Khaberni - Airbus announced that up to 628 A320 aircraft may be subject to inspection processes, to verify the presence of a potential defect in some metal panels, confirming at the same time that the problem is specific and contained.

The company clarified that 628 aircraft is a theoretical maximum number, but it expects that only a limited number of aircraft will actually show the defect, pointing out that the number of potentially affected aircraft "decreases day by day" as the inspection processes that enable the identification of aircraft needing technical intervention progress, according to the French "20 Minutes" radio station.

These clarifications come at a time when the company is trying to alleviate concerns about a new quality issue that was discovered in its best-selling A320 model.

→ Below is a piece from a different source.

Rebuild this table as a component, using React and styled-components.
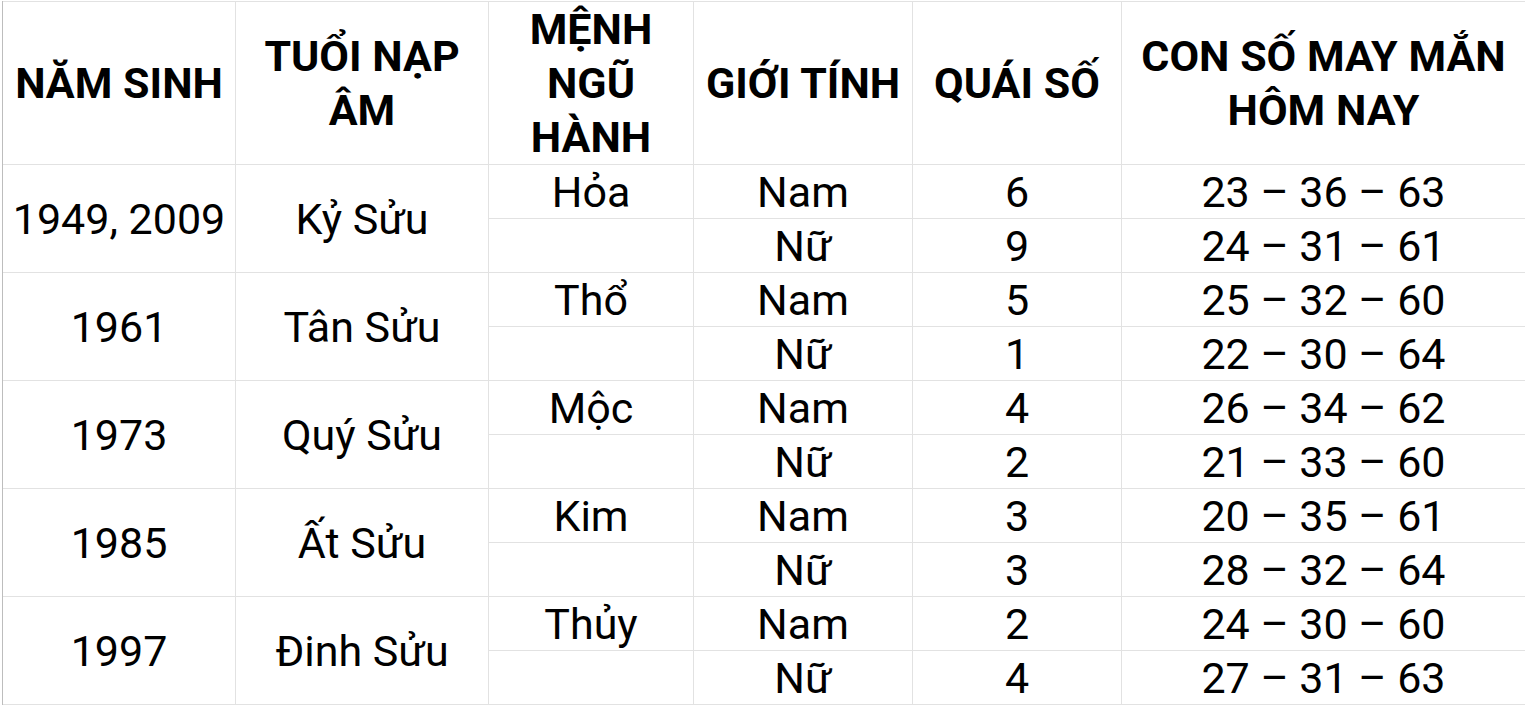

The inspections include metal panels mounted on the structure of A320 aircraft, and Airbus confirmed that the defect is contained, and that its usual procedures in such cases are based on reviewing all the aircraft that might be concerned based on supply chain analysis.

This issue coincides with another recall also related to the A320 family, concerning an urgent software correction after an incident in late October on a JetBlue flight between Cancun and New York, during which the aircraft was forced to make an emergency landing after a sudden loss of altitude, attributed to the software's sensitivity to solar radiation.

Airbus had recommended last Friday that airlines temporarily suspend the operation of about 6,000 aircraft until the software update is installed.

The company stated that it was able to intervene quickly on most of these aircraft in the following days, which helped avoid widespread disruptions in air travel.


Since its service entry in 1988, the A320 still holds the title of the world's best-selling commercial aircraft, with more than 12,000 aircraft delivered by the end of September.